Music used to be such a huge part of my life. At one time that was what I was known for. It was what everyone expected me to do with my life – study music and then teach and/perform. I had dreams of being the next Benny Goodman and having my own Big Band – playing Carnegie Hall and simply performing. I play Clarinet and piano and sing (not all at the same time, mind you!)
Along with writing, music was my life. Until my parents’ divorce and then that all came crashing down and I ran from it as far as I could…all the way out to Montana. I miss music but the perfectionist in me cannot handle all the mistakes I make now as I try to get back my embouchure for playing the clarinet or reclaim my “limber” fingers when playing the piano. My vocals are still there but I don’t put them to use as I should. I am mad at myself for letting all that go. I made that decision ultimately and I regret it every day. Funny thing is I swore I would never be that person – that person who threw it all away. Ha. The last laugh is on me I guess.

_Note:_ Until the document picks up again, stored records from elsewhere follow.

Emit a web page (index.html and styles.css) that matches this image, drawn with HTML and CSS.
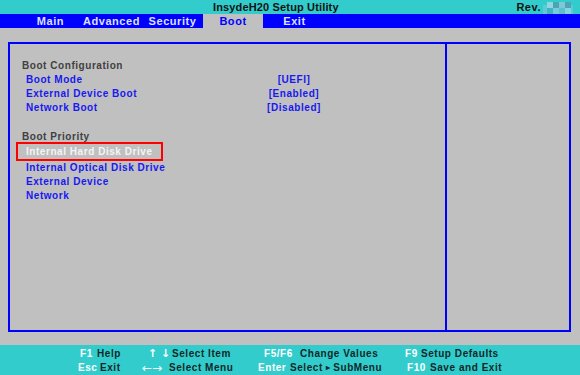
FILE: index.html
```html
<!DOCTYPE html>
<html lang="en">
<head>
  <meta charset="UTF-8" />
  <title>InsydeH20 Setup Utility</title>
  <link rel="stylesheet" href="styles.css">
</head>
<body>
  <div class="titlebar">
    <span class="title">InsydeH20 Setup Utility</span>
    <span class="rev">Rev.</span>
    <svg class="rev-blur" width="30" height="12" viewBox="0 0 30 12">
      <rect x="0" y="3" width="30" height="9" fill="#5fc9d6" />
      <rect x="4" y="0" width="6" height="6" fill="#8fd7e0" />
      <rect x="10" y="0" width="6" height="6" fill="#4aa6b6" />
      <rect x="16" y="0" width="6" height="6" fill="#7cc8d4" />
      <rect x="22" y="0" width="6" height="6" fill="#4aa6b6" />
      <rect x="4" y="6" width="6" height="6" fill="#42b2c6" />
      <rect x="10" y="6" width="6" height="6" fill="#79cbd9" />
      <rect x="16" y="6" width="6" height="6" fill="#5cc0cf" />
      <rect x="22" y="6" width="6" height="6" fill="#86d4de" />
    </svg>
  </div>

  <div class="tabs">
    <span class="tab">Main</span>
    <span class="tab">Advanced</span>
    <span class="tab">Security</span>
    <span class="tab active">Boot</span>
    <span class="tab">Exit</span>
  </div>

  <div class="panel">
    <div class="options">
      <div class="group">Boot Configuration</div>
      <div class="row"><span class="item">Boot Mode</span><span class="value">[UEFI]</span></div>
      <div class="row"><span class="item">External Device Boot</span><span class="value">[Enabled]</span></div>
      <div class="row"><span class="item">Network Boot</span><span class="value">[Disabled]</span></div>

      <div class="group spaced">Boot Priority</div>
      <div class="selected">Internal Hard Disk Drive</div>
      <div class="row"><span class="item">Internal Optical Disk Drive</span></div>
      <div class="row"><span class="item">External Device</span></div>
      <div class="row"><span class="item">Network</span></div>
    </div>
    <div class="help"></div>
  </div>

  <div class="footer">
    <div class="keys">
      <div class="cell c1a"><span class="k">F1</span>Help</div>
      <div class="cell c1b"><span class="k">Esc</span>Exit</div>
    </div>
    <div class="keys">
      <div class="cell c2a"><span class="k arrows">&#8593; &#8595;</span>Select Item</div>
      <div class="cell c2b"><span class="k arrows wide">&#8592;&#8594;</span>Select Menu</div>
    </div>
    <div class="keys">
      <div class="cell c3a"><span class="k">F5/F6</span>Change Values</div>
      <div class="cell c3b"><span class="k">Enter</span>Select <span class="tri">&#9656;</span> SubMenu</div>
    </div>
    <div class="keys">
      <div class="cell c4a"><span class="k">F9</span>Setup Defaults</div>
      <div class="cell c4b"><span class="k">F10</span>Save and Exit</div>
    </div>
  </div>
</body>
</html>
```

FILE: styles.css
```css
/* Base */
* {
  box-sizing: border-box;
  margin: 0;
  padding: 0;
}
body {
  width: 580px;
  height: 375px;
  overflow: hidden;
  background: #c0c0c0;
  font-family: 'Liberation Sans', Arial, sans-serif;
  font-size: 10px;
  font-weight: bold;
  letter-spacing: 0.55px;
  display: flex;
  flex-direction: column;
}
/* Title bar */
.titlebar {
  height: 14px;
  background: #33cccc;
  display: flex;
  align-items: center;
  color: #111;
}
.title {
  margin-left: 213px;
  font-size: 11px;
  letter-spacing: 0.15px;
}
.rev {
  margin-left: auto;
  font-size: 11px;
}
.rev-blur {
  margin: 2px 7px 0 2px;
}
/* Tabs */
.tabs {
  height: 14px;
  background: #0000ff;
  display: flex;
  padding-left: 20px;
}
.tab {
  width: 61px;
  line-height: 14px;
  text-align: center;
  color: #dde0ff;
  font-size: 11px;
}
.tab.active {
  width: 60px;
  margin-right: 1px;
  background: #c0c0c0;
  color: #0000ff;
}
/* Main panel */
.panel {
  margin: 14px 0 0 8px;
  width: 563px;
  height: 290px;
  border: 2px solid #0000ff;
  display: flex;
}
.options {
  width: 437px;
  border-right: 2px solid #0000ff;
  padding: 15px 0 0 12px;
}
.help {
  flex: 1;
}
.group {
  line-height: 14px;
  color: #404040;
}
.group.spaced {
  margin-top: 15px;
}
.row {
  display: flex;
  line-height: 14px;
  padding-left: 4px;
}
.item {
  width: 237px;
  color: #1818f0;
}
.value {
  width: 62px;
  text-align: center;
  color: #1818f0;
}
.selected {
  width: 147px;
  margin: -2px 0 0 -6px;
  border: 2px solid #ff0000;
  line-height: 15px;
  padding-left: 8px;
  color: #f4f4f4;
}
/* Footer */
.footer {
  margin-top: 13px;
  height: 30px;
  background: #33cccc;
  padding-top: 2px;
  display: flex;
  color: #102828;
}
.keys:nth-child(1) { margin-left: 78px; width: 64px; }
.keys:nth-child(2) { width: 116px; }
.keys:nth-child(3) { width: 147px; }
.keys:nth-child(4) { flex: 1; }
.cell {
  display: flex;
  line-height: 14px;
  white-space: nowrap;
}
.k {
  color: #ffffff;
}
.arrows {
  font-family: 'DejaVu Sans', sans-serif;
  font-weight: bold;
  font-size: 11px;
  letter-spacing: 0;
}
.arrows.wide {
  font-size: 12px;
  font-weight: normal;
}
.tri {
  font-size: 8px;
  margin: 0 3px;
}
.c1a { padding-left: 2px; }
.c1a .k { width: 17px; }
.c1b .k { width: 22px; }
.c2a { padding-left: 6px; }
.c2a .k { width: 24px; }
.c2b .k { width: 27px; }
.c3a { padding-left: 6px; }
.c3a .k { width: 36px; }
.c3b .k { width: 32px; }
.c4a .k { width: 16px; }
.c4b { padding-left: 2px; }
.c4b .k { width: 23px; }
```
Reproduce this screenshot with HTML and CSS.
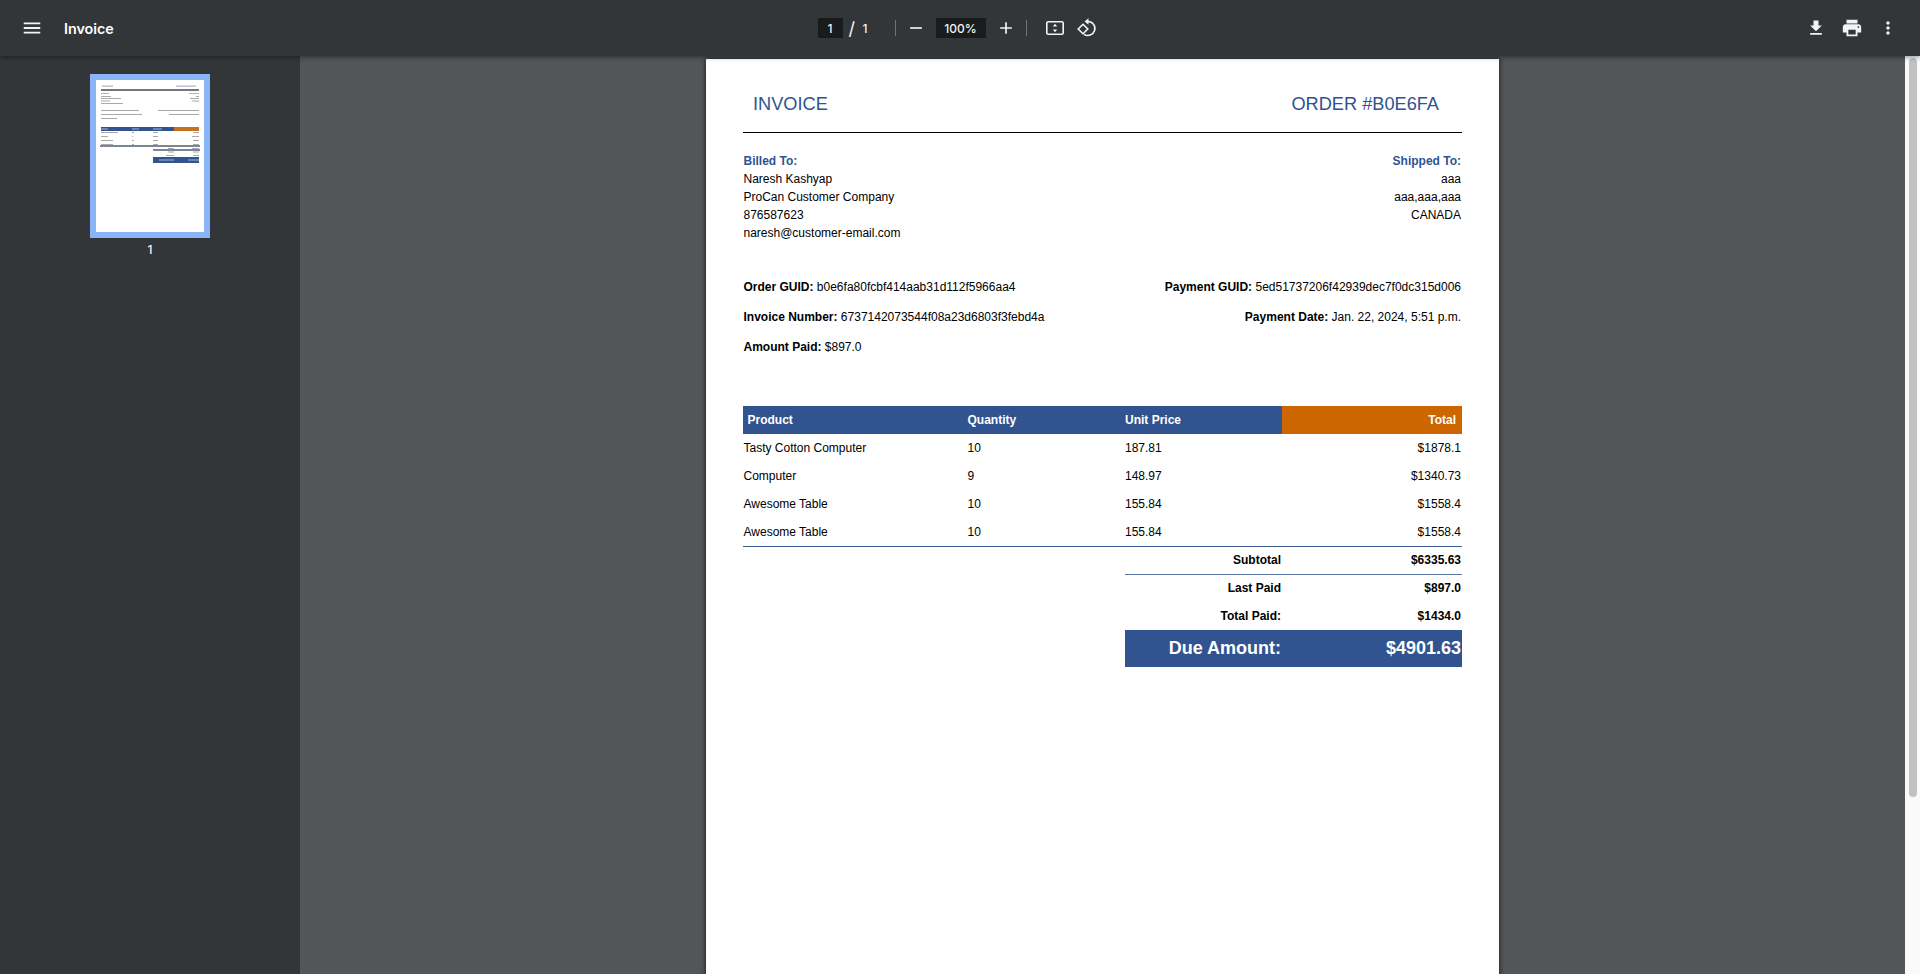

I need to get a grip on myself and stop letting external forces invade my peace of mind. I wish I could quiet my mind so the muses could do their work. It’s like I won’t LET myself do this and THAT is what is SO ultimately and truly frustrating.
I wish I could duplicate this passion I have for kettlebells into my creative life. I would be creating and producing like a mad woman! And that would be amazing!
More than anything, I wish writing was like it was when I was younger – typing away on my old Royal typewriter – tucked up in my bedroom – oblivious to everything around me. Or when I was in college and on a steady and oh so fulfilling intellectual diet. I felt so alive and creatively “juiced” all the time.
I realize that it is a daily decision to feel one way or the other. It’s time I figure that out and put it to practice. I just have to do it and stop bitching about it. I prefer to call it venting and organizing my thoughts. 🙂
Ultimately, I need to bury the past and just let it go or it will swallow me up. I can’t let that happen. I have to move on and make peace with it all finally. Then I will be able to move on.